Jay Battle: Grade Painting
Sanitary Inspection Grades, in the form of laser printouts, are displayed by law at restaurant entrances in New York City. Batlle displays his own hand painted versions next to his selected work in a meta-discursive way.
The artist’s sardonic idea is that the viewer of his restaurant pictures can rate them just as the sanitary authorities rate the restaurants themselves, and just as their customers rate, or like, the food.
The deeper current running here is that Batlle take issue with the new social-media implications of the word like. These days, artists – in common with everyone else – have to attend to feeds, tweets, tumbles, texts, and likes galore, just to keep up. We live in the era of the quick check-and-move-on, the yes, the like. A false sense of immediacy.
How art stands up over time has nothing to do with like. Like is lazy popular taste. If artists measure their art by like, all their changing moods, loves, skills, obsessions and smells are rendered trivial. By contrast, the slick, quick visual information we receive today has become a fearsome homogenized vehicle used by corporations and social media to control and rate us, while curating our images.
The contemplative warmth and generosity of art has been thrown out the window, leaving us all starving for a recent friend request.
Batlle is very clear about this:
“Human beings grow, change and die, but great art remains exactly what it is. I have visited Matisse’s Piano Lesson in the MOMA at many different periods in my life; I have come to see its fixed and constant beauty as a yardstick for my own evolution as a man and an artist. Every time I return to it, this painting offers me the same lesson; but I am different every time I return, and because I am different, the same lesson teaches me something new. Whether or not I like the picture is completely irrelevant.

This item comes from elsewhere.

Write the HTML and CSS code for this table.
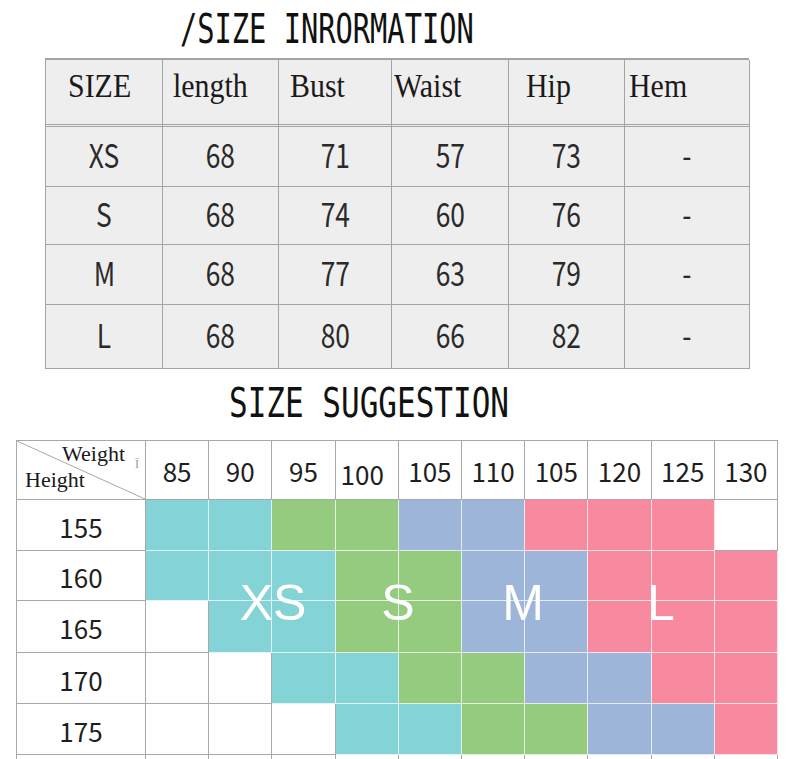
FILE: index.html
```html
<!DOCTYPE html>
<html>
<head>
<meta charset="utf-8">
<link rel="stylesheet" href="styles.css">
</head>
<body>
<div class="title title-info"><span class="title-text">/SIZE INRORMATION</span></div>
<div class="info">
  <div class="ih"><span>SIZE</span></div>
  <div class="ih"><span>length</span></div>
  <div class="ih"><span>Bust</span></div>
  <div class="ih"><span>Waist</span></div>
  <div class="ih"><span>Hip</span></div>
  <div class="ih"><span>Hem</span></div>

  <div class="ic"><span>XS</span></div><div class="ic"><span>68</span></div><div class="ic"><span>71</span></div><div class="ic"><span>57</span></div><div class="ic"><span>73</span></div><div class="ic"><span>-</span></div>
  <div class="ic"><span>S</span></div><div class="ic"><span>68</span></div><div class="ic"><span>74</span></div><div class="ic"><span>60</span></div><div class="ic"><span>76</span></div><div class="ic"><span>-</span></div>
  <div class="ic"><span>M</span></div><div class="ic"><span>68</span></div><div class="ic"><span>77</span></div><div class="ic"><span>63</span></div><div class="ic"><span>79</span></div><div class="ic"><span>-</span></div>
  <div class="ic"><span>L</span></div><div class="ic"><span>68</span></div><div class="ic"><span>80</span></div><div class="ic"><span>66</span></div><div class="ic"><span>82</span></div><div class="ic"><span>-</span></div>
</div>

<div class="title title-sugg"><span class="title-text">SIZE SUGGESTION</span></div>
<div class="sugg">
  <div class="corner">
    <svg class="diag" viewBox="0 0 100 100" preserveAspectRatio="none"><line x1="0" y1="0" x2="100" y2="100" stroke="#a8a8a8" stroke-width="1" vector-effect="non-scaling-stroke"/></svg>
    <span class="c-weight">Weight</span>
    <span class="c-mark">Ī</span>
    <span class="c-height">Height</span>
  </div>
  <div class="sh">85</div><div class="sh">90</div><div class="sh">95</div><div class="sh low">100</div><div class="sh">105</div><div class="sh">110</div><div class="sh">105</div><div class="sh">120</div><div class="sh">125</div><div class="sh">130</div>

  <div class="rl">155</div><div class="c t"></div><div class="c t"></div><div class="c g"></div><div class="c g"></div><div class="c b"></div><div class="c b"></div><div class="c p"></div><div class="c p"></div><div class="c p"></div><div class="c w"></div>
  <div class="rl">160</div><div class="c t"></div><div class="c t"></div><div class="c t"></div><div class="c g"></div><div class="c g"></div><div class="c b"></div><div class="c b"></div><div class="c p"></div><div class="c p"></div><div class="c p"></div>
  <div class="rl">165</div><div class="c w"></div><div class="c t"></div><div class="c t"></div><div class="c g"></div><div class="c g"></div><div class="c b"></div><div class="c b"></div><div class="c p"></div><div class="c p"></div><div class="c p"></div>
  <div class="rl">170</div><div class="c w"></div><div class="c w"></div><div class="c t"></div><div class="c t"></div><div class="c g"></div><div class="c g"></div><div class="c b"></div><div class="c b"></div><div class="c p"></div><div class="c p"></div>
  <div class="rl">175</div><div class="c w"></div><div class="c w"></div><div class="c w"></div><div class="c t"></div><div class="c t"></div><div class="c g"></div><div class="c g"></div><div class="c b"></div><div class="c b"></div><div class="c p"></div>

  <div class="c w"></div><div class="c w"></div><div class="c w"></div><div class="c w"></div><div class="c w"></div><div class="c w"></div><div class="c w"></div><div class="c w"></div><div class="c w"></div><div class="c w"></div><div class="c w"></div>

  <span class="lbl lbl-xs">XS</span>
  <span class="lbl lbl-s">S</span>
  <span class="lbl lbl-m">M</span>
  <span class="lbl lbl-l">L</span>
</div>
</body>
</html>
```

FILE: styles.css
```css
html, body {
  margin: 0;
  padding: 0;
  background: #ffffff;
  overflow: hidden;
}
body {
  width: 800px;
  height: 759px;
  color: #1e1e1e;
}

/* titles */
.title {
  font-family: "DejaVu Sans Mono", "Liberation Mono", monospace;
  color: #111;
  white-space: nowrap;
}
.title-text {
  display: inline-block;
  transform-origin: left center;
}
.title-info {
  height: 58px;
  line-height: 58px;
  font-size: 41px;
  padding-left: 180px;
}
.title-info .title-text {
  transform: scaleX(0.70);
}
.title-sugg {
  height: 71px;
  line-height: 68px;
  font-size: 40px;
  padding-left: 229px;
}
.title-sugg .title-text {
  transform: scaleX(0.775);
}

/* size information table */
.info {
  margin-left: 45px;
  width: 704px;
  display: grid;
  grid-template-columns: 117px 116px 113px 117px 116px 125px;
  grid-template-rows: 67px 60px 58px 60px 64px;
  border-left: 1px solid #a4a4a4;
  border-top: 2px solid #a4a4a4;
  box-sizing: border-box;
}
.ih, .ic {
  border-right: 1px solid #a4a4a4;
  border-bottom: 1px solid #a4a4a4;
  background: #efeeee;
  box-sizing: border-box;
}
.ih {
  border-bottom: 3px double #a4a4a4;
  font-family: "Liberation Serif", "DejaVu Serif", serif;
  font-size: 34px;
  line-height: 34px;
  padding-top: 9px;
  color: #1a1a1a;
}
.ih span {
  display: inline-block;
  transform: scaleX(0.88);
  transform-origin: left center;
}
.ih:nth-child(1) { padding-left: 22px; }
.ih:nth-child(2) { padding-left: 10px; }
.ih:nth-child(3) { padding-left: 11px; }
.ih:nth-child(4) { padding-left: 2px; }
.ih:nth-child(5) { padding-left: 17px; }
.ih:nth-child(6) { padding-left: 4px; }

.ic {
  display: flex;
  align-items: center;
  justify-content: center;
  padding-bottom: 6px;
  font-family: "Noto Sans CJK SC", "Noto Sans", sans-serif;
  font-size: 33px;
  color: #2a2a2a;
}
.ic span {
  display: inline-block;
  transform: scaleX(0.8);
}

/* size suggestion table */
.sugg {
  position: relative;
  margin-left: 16px;
  width: 762px;
  display: grid;
  grid-template-columns: 129px repeat(10, 1fr);
  grid-template-rows: 59px 51px 50px 52px 51px 51px 12px;
  border-left: 1px solid #a8a8a8;
  border-top: 1px solid #a8a8a8;
  box-sizing: border-box;
}
.sugg > div {
  border-right: 1px solid #a8a8a8;
  border-bottom: 1px solid #a8a8a8;
  box-sizing: border-box;
}
.corner {
  position: relative;
  font-family: "Liberation Serif", "DejaVu Serif", serif;
  font-size: 22px;
  color: #1a1a1a;
}
.diag {
  position: absolute;
  left: 0;
  top: 0;
  width: 100%;
  height: 100%;
}
.c-weight {
  position: absolute;
  left: 45px;
  top: 0px;
}
.c-height {
  position: absolute;
  left: 8px;
  top: 26px;
}
.c-mark {
  position: absolute;
  left: 118px;
  top: 16px;
  font-size: 12px;
  color: #9a9a9a;
}
.sh, .rl {
  display: flex;
  align-items: center;
  justify-content: center;
  font-family: "Noto Sans CJK SC", "Noto Sans", sans-serif;
  font-size: 26px;
  color: #1e1e1e;
}
.sh.low {
  padding-top: 7px;
  justify-content: flex-start;
  padding-left: 5px;
}
.rl {
  padding-top: 2px;
}
.c.t { background: #84d3d6; border-color: rgba(255,255,255,0.75); }
.c.g { background: #95cb7f; border-color: rgba(255,255,255,0.75); }
.c.b { background: #9db5d9; border-color: rgba(255,255,255,0.75); }
.c.p { background: #f88aa0; border-color: rgba(255,255,255,0.75); }
.c.w { background: #ffffff; }

.lbl {
  position: absolute;
  top: 137px;
  font-family: "Liberation Sans", Arial, sans-serif;
  font-size: 50px;
  line-height: 50px;
  color: #ffffff;
  transform: translateX(-50%);
}
.lbl-xs { left: 256px; }
.lbl-s { left: 381px; }
.lbl-m { left: 506px; }
.lbl-l { left: 644px; }
```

I have always known that for my own creative system to thrive, I need to keep questioning the structures I set up. But with Grade Pending I have begun to question my motives: why have I spent the last eight years blowing up copies of restaurant stationery and painting on them?

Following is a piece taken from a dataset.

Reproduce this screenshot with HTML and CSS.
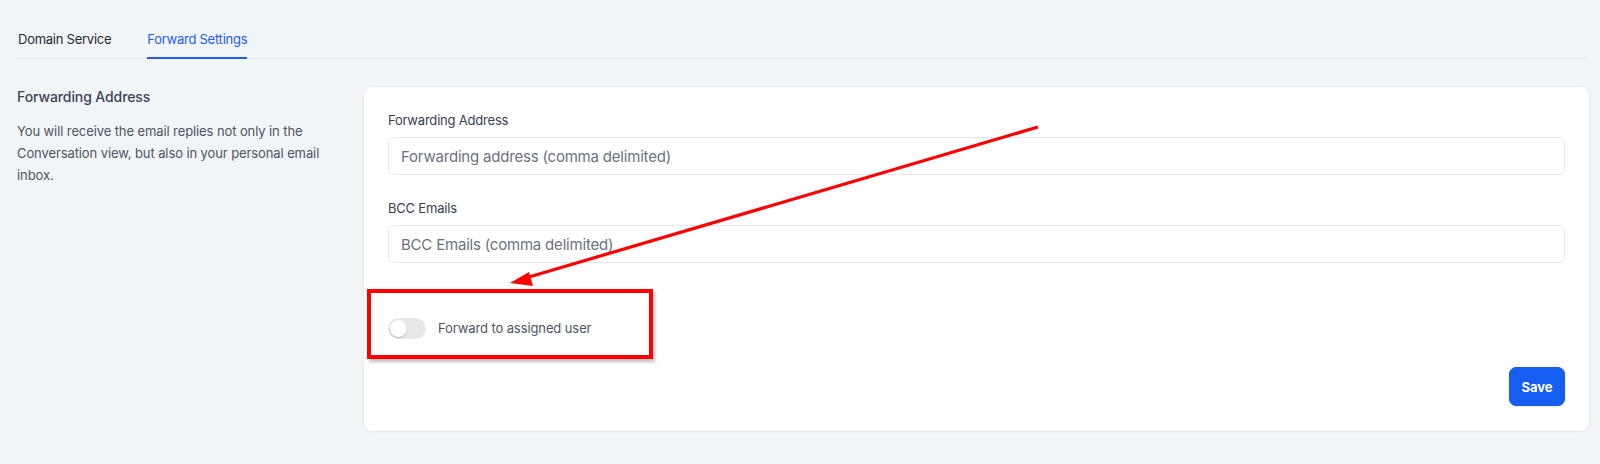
FILE: index.html
```html
<!DOCTYPE html>
<html lang="en">
<head>
<meta charset="utf-8">
<title>Forward Settings</title>
<link rel="stylesheet" href="styles.css">
</head>
<body>
<div class="page">
  <nav class="tabs">
    <div class="tab">Domain Service</div>
    <div class="tab active">Forward Settings</div>
  </nav>
  <div class="content">
    <aside class="intro">
      <h2 class="intro-title">Forwarding Address</h2>
      <p class="intro-text">You will receive the email replies not only in the Conversation view, but also in your personal email inbox.</p>
    </aside>
    <section class="card">
      <div class="field">
        <label class="field-label">Forwarding Address</label>
        <input class="field-input" type="text" placeholder="Forwarding address (comma delimited)">
      </div>
      <div class="field">
        <label class="field-label">BCC Emails</label>
        <input class="field-input" type="text" placeholder="BCC Emails (comma delimited)">
      </div>
      <div class="toggle-row">
        <span class="toggle"><span class="knob"></span></span>
        <span class="toggle-label">Forward to assigned user</span>
      </div>
      <div class="actions">
        <button class="btn-save">Save</button>
      </div>
      <div class="highlight-box"></div>
      <svg class="arrow" width="700" height="200" viewBox="0 0 700 200">
        <line x1="674" y1="40" x2="165" y2="190" stroke="#ff0000" stroke-width="3.2"/>
        <polygon points="146,196 165,185 169,199" fill="#ff0000"/>
      </svg>
    </section>
  </div>
</div>
</body>
</html>
```
FILE: styles.css
```css
* { box-sizing: border-box; }
html, body { margin: 0; padding: 0; }
body {
  background: #f2f5f8;
  font-family: Inter, "Open Sans", "Liberation Sans", sans-serif;
  color: #1f2937;
  width: 1600px;
  height: 464px;
  overflow: hidden;
}
.page {
  padding: 20px 11px 0 17px;
}
.tabs {
  display: flex;
  gap: 36px;
  border-bottom: 1px solid #e6eaef;
  height: 39px;
  padding-left: 1px;
}
.tab {
  font-size: 13px;
  line-height: 18px;
  padding-top: 10px;
  color: #1f2937;
  height: 39px;
  letter-spacing: -0.25px;
}
.tab.active {
  color: #1d5cf5;
  border-bottom: 2px solid #1d5cf5;
}
.content {
  display: flex;
  padding-top: 28px;
}
.intro {
  width: 347px;
  flex: none;
  padding-right: 16px;
}
.intro-title {
  margin: 0;
  font-size: 14px;
  font-weight: 500;
  line-height: 20px;
  color: #3a4454;
  letter-spacing: -0.1px;
}
.intro-text {
  margin: 13px 0 0;
  font-size: 13px;
  line-height: 22px;
  color: #4b5563;
  letter-spacing: -0.1px;
}
.card {
  position: relative;
  flex: 1;
  background: #ffffff;
  border-radius: 8px;
  box-shadow: 0 0 0 1px #e7eaee, 0 1px 2px rgba(0,0,0,0.06);
  padding: 23px 24px 24px;
  height: 344px;
}
.field { display: flex; flex-direction: column; }
.field + .field { margin-top: 23px; }
.field-label {
  font-size: 13px;
  line-height: 20px;
  color: #374151;
  margin-bottom: 7px;
  letter-spacing: -0.2px;
}
.field-input {
  height: 38px;
  border: 1px solid #e3e6ea;
  border-radius: 6px;
  padding: 0 12px;
  font-family: inherit;
  font-size: 15px;
  letter-spacing: -0.2px;
  color: #111827;
  outline: none;
  background: #fff;
}
.field-input::placeholder { color: #6b7280; }
.toggle-row {
  display: flex;
  align-items: center;
  margin-top: 54px;
  height: 22px;
}
.toggle {
  width: 38px;
  height: 21px;
  border-radius: 11px;
  background: #e7e8ea;
  position: relative;
  flex: none;
}
.knob {
  position: absolute;
  left: 2px;
  top: 2px;
  width: 17px;
  height: 17px;
  border-radius: 50%;
  background: #fff;
  box-shadow: 0 1px 2px rgba(0,0,0,0.2);
}
.toggle-label {
  margin-left: 12px;
  font-size: 13px;
  color: #4b5563;
  letter-spacing: -0.1px;
}
.actions {
  display: flex;
  justify-content: flex-end;
  margin-top: 28px;
}
.btn-save {
  width: 56px;
  height: 39px;
  border: 1px solid #155eef;
  border-radius: 7px;
  background: #155eef;
  color: #fff;
  font-family: inherit;
  font-size: 13px;
  font-weight: 700;
  box-shadow: 0 1px 2px rgba(16,24,40,0.1);
}
.highlight-box {
  position: absolute;
  left: 3px;
  top: 202px;
  width: 286px;
  height: 70px;
  border: 4px solid #ff0000;
  box-shadow: 2px 3px 3px rgba(0,0,0,0.25);
}
.arrow {
  position: absolute;
  left: 0;
  top: 0;
  pointer-events: none;
}
```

These new Sanitary Grade paintings are the consequence of my introspection. I find I want to create because I think it’s interesting, but once my work goes into the world, I can’t manage it anymore, it’s beyond my control. But losing that control can give me a distance that allows me to see a way forward and this is what is happening now.
Somebody said the reason socialism never took off in America is that even the poorest Americans see themselves as inconvenienced millionaires. The same goes, worldwide, for struggling artists like Van Gogh, who was so hungry he ate his own paints. But instead of saying artists are poor, or they’re broke, or they’re inconvenienced millionaires, we say they’re starving.
So what does this mean, literally? It means lunch. If you’ve made it then you can go to the Colombe d’Or, where Picasso used to trade drawings for meals. Kippenberger had a lifelong free lunch at the Paris Bar in Berlin, where he had all his paintings hanging. An artist has made it when he can eat wherever he wants. I question the motives for my restaurant paintings and for the moment I find that success is associated in my heart with eating well, and I guess I like that. The Grade, however, is Pending”.
Batlle’s work has been exhibited at galleries and museums around the world, including The National Academy Museum, Nyehaus Gramercy Park and Chelsea, Andrew Roth, Metro Pictures, Casey Kaplan, Paul Kasmin, Feigen Contemporary, the Chelsea Museum, Exit Art, The Dorsky Gallery, and The Whitney Museum, all in New York City, The Glass House Museum at Mana, New Jersey, Blum & Poe, CA, The Ausstellungshalle Zeitgenössische Kunst in Münster, The Abteiberg Museum Mönchengladbach, Germany, The Museum of Liverpool, and at The World Museum both in Liverpool. Batlle’s first solo institutional show, with accompanying catalogue, took place in 2012 at the National Museum of Fine Arts, Santiago de Chile, titled Free Lunch.